2011 Salary and Free Agency Outlook:
FIRE SALE!! Unless the Padres organization has a sudden change in modus operandi, there will be one major free-agent that will be leaving their organization, and likely this year or next. His name is Adrian Gonzalez and if he didn't play in San Diego, he would be a star 1st baseman. He's a two-time Gold-glove winner and two-time All Star and despite ZERO protection in the San Diego lineup, he has hit 30+ HRs and driven in 100+ runs for the last 3 years straight. His price tag will certainly be high, and maybe he doesn't move this year as the club has an option for 2011, but he will move sometime and the Padres will get much in return. Aside from him, SP Kevin Correia, uber-hustler INF David Eckstein and recently acquired INF Jerry Hairston Jr. are all free-agents this coming off-season. Correia is probably the only worth keeping because he's young, but with a new GM, it's hard to say what the Padres will do.
As far as salary goes, the Padres high-water mark for team payroll in the last 10 years is $73M in 2008. In 2009, it dropped to $43M which was good for 29th in the league. Like I said to start this thing out, unless the ownership loosens up some money, this team will not be able to compete.

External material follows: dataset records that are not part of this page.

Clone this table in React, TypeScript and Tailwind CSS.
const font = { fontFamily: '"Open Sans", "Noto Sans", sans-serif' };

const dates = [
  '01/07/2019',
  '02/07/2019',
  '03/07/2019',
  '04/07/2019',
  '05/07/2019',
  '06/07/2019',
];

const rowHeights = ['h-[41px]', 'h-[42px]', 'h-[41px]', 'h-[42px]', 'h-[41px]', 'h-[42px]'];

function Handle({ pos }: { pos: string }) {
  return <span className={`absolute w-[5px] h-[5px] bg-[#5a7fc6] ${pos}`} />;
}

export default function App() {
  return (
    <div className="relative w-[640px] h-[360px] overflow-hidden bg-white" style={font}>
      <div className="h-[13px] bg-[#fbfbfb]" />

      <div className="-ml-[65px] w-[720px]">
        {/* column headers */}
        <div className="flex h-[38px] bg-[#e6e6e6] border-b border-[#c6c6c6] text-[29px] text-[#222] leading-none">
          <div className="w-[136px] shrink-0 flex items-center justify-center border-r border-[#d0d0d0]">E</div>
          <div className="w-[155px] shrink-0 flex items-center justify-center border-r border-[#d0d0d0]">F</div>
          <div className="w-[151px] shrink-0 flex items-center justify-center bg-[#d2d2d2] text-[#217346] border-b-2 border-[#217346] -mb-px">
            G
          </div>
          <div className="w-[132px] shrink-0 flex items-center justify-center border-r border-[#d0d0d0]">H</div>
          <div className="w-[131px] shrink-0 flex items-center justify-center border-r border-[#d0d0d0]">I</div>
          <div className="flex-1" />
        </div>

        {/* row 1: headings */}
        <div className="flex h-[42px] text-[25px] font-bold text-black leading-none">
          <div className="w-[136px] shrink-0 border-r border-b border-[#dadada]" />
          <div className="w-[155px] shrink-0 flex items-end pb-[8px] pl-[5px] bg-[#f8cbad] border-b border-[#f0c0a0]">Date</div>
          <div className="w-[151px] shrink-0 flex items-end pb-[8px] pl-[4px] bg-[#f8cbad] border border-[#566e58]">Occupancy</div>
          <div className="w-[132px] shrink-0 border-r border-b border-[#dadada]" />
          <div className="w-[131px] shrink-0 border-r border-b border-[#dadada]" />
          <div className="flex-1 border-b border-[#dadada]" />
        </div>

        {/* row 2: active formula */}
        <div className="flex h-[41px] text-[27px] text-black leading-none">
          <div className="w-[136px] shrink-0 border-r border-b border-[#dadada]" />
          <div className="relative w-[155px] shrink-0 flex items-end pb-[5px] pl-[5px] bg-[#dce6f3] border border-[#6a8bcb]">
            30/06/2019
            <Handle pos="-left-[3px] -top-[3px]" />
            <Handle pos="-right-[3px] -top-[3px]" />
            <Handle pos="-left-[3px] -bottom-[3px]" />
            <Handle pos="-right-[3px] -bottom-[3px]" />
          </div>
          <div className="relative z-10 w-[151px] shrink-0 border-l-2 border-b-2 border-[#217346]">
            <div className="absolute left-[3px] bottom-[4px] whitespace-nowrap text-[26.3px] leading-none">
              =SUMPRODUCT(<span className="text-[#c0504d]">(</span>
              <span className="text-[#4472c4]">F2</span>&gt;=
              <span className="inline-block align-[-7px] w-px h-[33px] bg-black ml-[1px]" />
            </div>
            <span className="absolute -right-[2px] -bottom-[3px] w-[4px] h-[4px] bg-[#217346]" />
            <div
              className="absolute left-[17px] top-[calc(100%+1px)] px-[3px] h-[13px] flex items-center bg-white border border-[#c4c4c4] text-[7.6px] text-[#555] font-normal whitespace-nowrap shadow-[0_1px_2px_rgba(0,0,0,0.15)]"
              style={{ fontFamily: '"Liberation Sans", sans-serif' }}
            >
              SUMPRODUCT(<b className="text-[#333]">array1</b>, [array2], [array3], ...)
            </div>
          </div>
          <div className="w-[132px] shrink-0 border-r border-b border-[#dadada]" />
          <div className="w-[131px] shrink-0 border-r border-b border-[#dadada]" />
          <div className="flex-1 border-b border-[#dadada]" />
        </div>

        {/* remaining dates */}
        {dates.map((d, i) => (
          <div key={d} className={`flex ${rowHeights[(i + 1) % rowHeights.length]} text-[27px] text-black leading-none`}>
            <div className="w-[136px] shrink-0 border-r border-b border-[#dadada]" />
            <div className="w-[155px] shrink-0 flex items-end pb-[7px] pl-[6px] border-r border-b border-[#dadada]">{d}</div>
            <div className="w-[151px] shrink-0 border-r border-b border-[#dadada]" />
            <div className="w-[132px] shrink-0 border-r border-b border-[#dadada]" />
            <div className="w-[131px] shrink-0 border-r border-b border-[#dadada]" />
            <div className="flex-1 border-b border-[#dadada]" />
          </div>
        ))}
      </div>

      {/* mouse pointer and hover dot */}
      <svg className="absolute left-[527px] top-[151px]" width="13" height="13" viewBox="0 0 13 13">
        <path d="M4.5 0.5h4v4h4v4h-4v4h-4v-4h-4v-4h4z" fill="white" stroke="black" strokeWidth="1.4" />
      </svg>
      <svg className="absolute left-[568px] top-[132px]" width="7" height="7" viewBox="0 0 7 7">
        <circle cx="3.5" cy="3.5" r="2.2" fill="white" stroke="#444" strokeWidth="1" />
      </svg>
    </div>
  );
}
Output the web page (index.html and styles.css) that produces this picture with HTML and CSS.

The Future of the San Diego Padres:
Aside from some young talent such as recently drafted Donavan Tate or young stud-pitcher Mat Latos, there isn't much to be excited for as a Padres fan. You're going to lose Adrian Gonzalez whether it's this year or next, your minor league talent is still a couple of years away, and though you have a young, mildly exciting pitching staff, there's no offense to support them, not to mention Petco Park is an airport that is hard to hit a ball out of. I feel like a team that plays in the paradise that is San Diego should be more of a contender. You have the population to support the team, consistently beautiful weather, and NO EXCUSES. The Padres could really build on the base of young, talented pitchers they have, add some offensive pieces and be contenders within a couple of years, but that would require some serious investment on the part of Padres ownership which, to this point, they have shown no wont to do.